• **Raw data**:
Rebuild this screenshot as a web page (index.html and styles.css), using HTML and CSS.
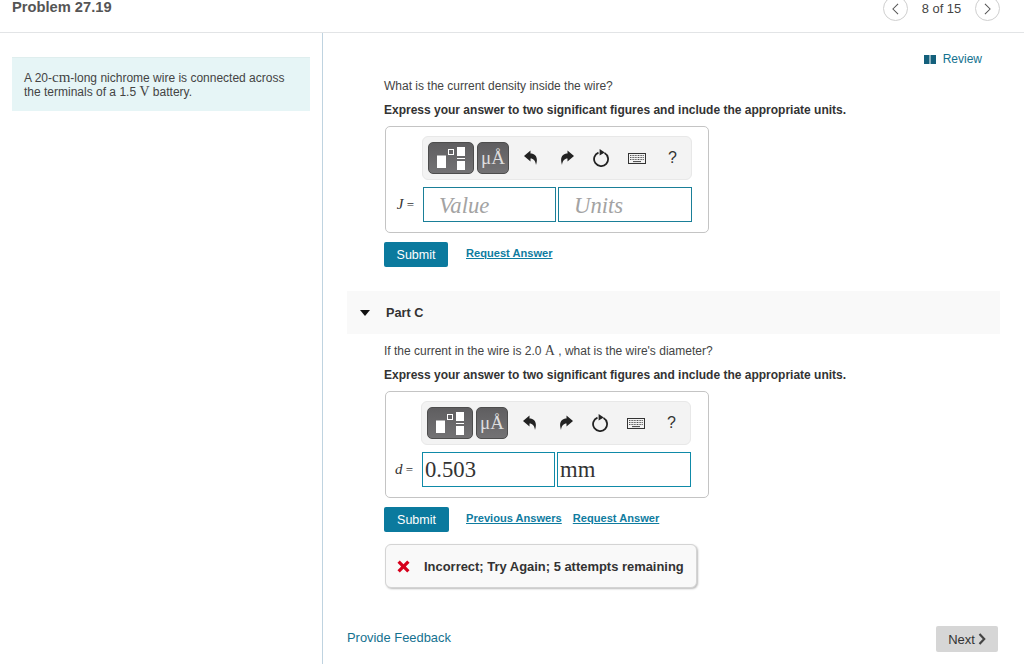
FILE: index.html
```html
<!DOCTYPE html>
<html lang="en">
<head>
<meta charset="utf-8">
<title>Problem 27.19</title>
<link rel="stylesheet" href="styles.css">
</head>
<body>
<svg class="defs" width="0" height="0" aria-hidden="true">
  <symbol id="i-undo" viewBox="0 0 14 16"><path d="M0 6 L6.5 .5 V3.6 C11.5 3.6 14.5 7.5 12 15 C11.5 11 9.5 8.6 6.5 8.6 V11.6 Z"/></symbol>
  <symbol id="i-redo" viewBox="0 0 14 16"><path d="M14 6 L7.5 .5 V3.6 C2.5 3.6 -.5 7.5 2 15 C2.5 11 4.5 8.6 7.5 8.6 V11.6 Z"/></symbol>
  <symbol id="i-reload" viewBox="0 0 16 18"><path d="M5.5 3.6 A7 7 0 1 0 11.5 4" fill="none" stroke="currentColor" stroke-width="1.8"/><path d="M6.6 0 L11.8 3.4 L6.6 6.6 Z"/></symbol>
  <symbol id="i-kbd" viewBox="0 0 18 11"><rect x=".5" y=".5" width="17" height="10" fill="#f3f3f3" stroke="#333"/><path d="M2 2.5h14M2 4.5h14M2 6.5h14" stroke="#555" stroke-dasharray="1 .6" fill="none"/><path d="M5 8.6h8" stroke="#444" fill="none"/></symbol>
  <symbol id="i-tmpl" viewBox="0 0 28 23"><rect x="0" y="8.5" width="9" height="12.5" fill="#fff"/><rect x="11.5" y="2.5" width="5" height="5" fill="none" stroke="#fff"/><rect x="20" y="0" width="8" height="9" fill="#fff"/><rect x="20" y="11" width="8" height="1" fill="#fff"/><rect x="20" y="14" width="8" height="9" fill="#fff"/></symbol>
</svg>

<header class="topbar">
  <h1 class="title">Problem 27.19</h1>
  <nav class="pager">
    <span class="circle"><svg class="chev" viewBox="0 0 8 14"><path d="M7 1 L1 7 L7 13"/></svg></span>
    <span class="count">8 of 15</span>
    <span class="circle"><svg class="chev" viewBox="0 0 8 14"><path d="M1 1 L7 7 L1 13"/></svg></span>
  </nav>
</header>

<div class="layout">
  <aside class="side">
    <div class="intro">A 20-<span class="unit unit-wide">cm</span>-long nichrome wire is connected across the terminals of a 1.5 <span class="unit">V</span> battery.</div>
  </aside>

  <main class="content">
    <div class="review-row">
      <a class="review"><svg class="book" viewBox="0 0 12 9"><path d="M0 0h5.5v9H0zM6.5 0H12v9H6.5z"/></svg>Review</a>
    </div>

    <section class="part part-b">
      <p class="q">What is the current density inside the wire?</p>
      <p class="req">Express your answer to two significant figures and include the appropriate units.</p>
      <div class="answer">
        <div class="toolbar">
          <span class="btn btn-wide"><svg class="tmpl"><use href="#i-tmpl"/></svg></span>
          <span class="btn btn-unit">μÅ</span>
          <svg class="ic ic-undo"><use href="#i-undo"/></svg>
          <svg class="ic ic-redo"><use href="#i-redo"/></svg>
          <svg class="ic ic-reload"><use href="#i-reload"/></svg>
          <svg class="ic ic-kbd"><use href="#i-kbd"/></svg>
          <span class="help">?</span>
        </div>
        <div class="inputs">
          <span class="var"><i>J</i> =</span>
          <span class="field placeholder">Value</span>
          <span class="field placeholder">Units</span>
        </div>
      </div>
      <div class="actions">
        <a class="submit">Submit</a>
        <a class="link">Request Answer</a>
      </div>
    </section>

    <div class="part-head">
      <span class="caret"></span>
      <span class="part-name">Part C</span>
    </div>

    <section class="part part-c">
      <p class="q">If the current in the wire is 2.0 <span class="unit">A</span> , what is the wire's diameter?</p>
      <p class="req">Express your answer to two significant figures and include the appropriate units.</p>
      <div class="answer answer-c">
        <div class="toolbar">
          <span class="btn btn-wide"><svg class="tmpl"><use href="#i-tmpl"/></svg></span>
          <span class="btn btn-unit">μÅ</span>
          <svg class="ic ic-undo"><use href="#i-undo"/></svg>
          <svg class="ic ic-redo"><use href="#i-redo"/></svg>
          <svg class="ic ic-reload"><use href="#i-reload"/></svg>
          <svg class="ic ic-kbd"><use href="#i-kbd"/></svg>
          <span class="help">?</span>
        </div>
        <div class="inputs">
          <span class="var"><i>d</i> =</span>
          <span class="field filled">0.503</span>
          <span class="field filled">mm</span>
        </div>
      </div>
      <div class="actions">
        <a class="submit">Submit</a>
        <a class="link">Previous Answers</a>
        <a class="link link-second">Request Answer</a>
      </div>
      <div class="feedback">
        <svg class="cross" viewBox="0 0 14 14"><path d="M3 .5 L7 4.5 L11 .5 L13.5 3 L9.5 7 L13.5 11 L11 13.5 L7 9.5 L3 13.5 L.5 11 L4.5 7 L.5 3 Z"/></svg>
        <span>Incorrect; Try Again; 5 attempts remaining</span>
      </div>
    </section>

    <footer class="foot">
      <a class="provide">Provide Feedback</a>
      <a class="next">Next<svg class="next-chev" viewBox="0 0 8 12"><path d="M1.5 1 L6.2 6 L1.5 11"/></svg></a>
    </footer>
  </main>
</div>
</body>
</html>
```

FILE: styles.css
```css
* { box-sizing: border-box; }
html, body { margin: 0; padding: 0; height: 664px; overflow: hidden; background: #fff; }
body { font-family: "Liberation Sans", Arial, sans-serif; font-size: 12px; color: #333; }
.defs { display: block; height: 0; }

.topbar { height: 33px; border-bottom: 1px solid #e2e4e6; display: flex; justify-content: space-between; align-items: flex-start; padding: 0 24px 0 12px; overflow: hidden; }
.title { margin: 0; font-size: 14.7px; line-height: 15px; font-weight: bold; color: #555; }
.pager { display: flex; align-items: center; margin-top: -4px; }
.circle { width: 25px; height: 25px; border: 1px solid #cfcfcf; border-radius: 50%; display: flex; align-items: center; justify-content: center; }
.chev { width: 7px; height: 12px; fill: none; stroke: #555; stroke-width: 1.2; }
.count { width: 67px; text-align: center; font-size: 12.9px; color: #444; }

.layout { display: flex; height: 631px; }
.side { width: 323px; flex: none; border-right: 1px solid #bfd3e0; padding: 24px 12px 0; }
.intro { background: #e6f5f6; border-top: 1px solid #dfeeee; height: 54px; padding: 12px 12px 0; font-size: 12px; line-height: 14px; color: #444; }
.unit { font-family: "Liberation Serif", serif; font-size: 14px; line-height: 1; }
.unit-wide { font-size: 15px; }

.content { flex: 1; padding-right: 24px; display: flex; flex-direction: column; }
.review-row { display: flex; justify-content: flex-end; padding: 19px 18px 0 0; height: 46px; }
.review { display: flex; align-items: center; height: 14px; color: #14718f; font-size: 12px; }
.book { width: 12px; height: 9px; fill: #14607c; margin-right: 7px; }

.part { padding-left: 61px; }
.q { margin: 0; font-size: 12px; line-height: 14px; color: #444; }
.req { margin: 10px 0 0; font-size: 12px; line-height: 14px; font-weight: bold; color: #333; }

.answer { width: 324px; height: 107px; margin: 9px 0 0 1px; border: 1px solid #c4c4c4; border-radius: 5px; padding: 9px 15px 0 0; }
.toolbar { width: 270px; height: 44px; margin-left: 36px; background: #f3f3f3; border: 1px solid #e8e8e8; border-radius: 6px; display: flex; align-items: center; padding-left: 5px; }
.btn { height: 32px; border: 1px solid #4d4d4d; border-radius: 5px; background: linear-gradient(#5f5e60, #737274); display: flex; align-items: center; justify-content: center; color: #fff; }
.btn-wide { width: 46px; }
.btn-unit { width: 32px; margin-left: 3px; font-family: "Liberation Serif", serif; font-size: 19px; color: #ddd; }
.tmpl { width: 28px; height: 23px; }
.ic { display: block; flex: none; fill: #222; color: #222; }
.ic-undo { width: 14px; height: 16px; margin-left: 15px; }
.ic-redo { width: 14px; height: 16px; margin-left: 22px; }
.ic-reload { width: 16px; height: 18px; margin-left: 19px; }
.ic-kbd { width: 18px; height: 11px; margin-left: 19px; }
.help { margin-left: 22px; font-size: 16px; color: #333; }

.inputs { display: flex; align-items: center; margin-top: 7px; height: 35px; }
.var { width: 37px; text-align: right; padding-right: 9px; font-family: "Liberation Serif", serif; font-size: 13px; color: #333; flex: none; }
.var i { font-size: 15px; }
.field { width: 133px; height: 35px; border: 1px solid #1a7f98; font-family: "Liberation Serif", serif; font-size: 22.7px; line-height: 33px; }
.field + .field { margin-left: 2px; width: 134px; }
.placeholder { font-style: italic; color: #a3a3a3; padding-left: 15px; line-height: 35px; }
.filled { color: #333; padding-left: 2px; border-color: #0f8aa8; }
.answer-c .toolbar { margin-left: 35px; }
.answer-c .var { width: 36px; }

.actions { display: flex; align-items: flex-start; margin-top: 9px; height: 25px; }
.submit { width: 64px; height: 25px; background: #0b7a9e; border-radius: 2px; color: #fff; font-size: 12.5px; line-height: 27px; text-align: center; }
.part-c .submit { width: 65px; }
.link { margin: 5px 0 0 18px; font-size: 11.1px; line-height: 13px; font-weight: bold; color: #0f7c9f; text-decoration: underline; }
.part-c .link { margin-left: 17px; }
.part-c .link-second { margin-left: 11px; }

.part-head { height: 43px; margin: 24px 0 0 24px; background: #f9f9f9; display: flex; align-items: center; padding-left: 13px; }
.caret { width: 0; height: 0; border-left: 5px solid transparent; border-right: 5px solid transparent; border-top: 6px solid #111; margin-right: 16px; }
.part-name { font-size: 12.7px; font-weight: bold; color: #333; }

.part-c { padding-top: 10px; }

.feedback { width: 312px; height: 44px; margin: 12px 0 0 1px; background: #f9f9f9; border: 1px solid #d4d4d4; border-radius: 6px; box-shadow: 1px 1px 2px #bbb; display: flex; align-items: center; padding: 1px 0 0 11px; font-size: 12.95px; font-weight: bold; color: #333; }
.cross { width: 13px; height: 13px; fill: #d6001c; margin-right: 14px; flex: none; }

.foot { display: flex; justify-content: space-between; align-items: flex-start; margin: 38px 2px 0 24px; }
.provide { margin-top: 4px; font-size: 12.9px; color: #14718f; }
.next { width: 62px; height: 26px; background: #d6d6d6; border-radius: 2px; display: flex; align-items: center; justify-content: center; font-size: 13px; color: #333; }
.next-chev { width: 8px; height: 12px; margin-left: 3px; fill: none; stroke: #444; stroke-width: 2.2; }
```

• **Task**: Report the number of lines that contain "index", with no other words.

• **Solution**: 2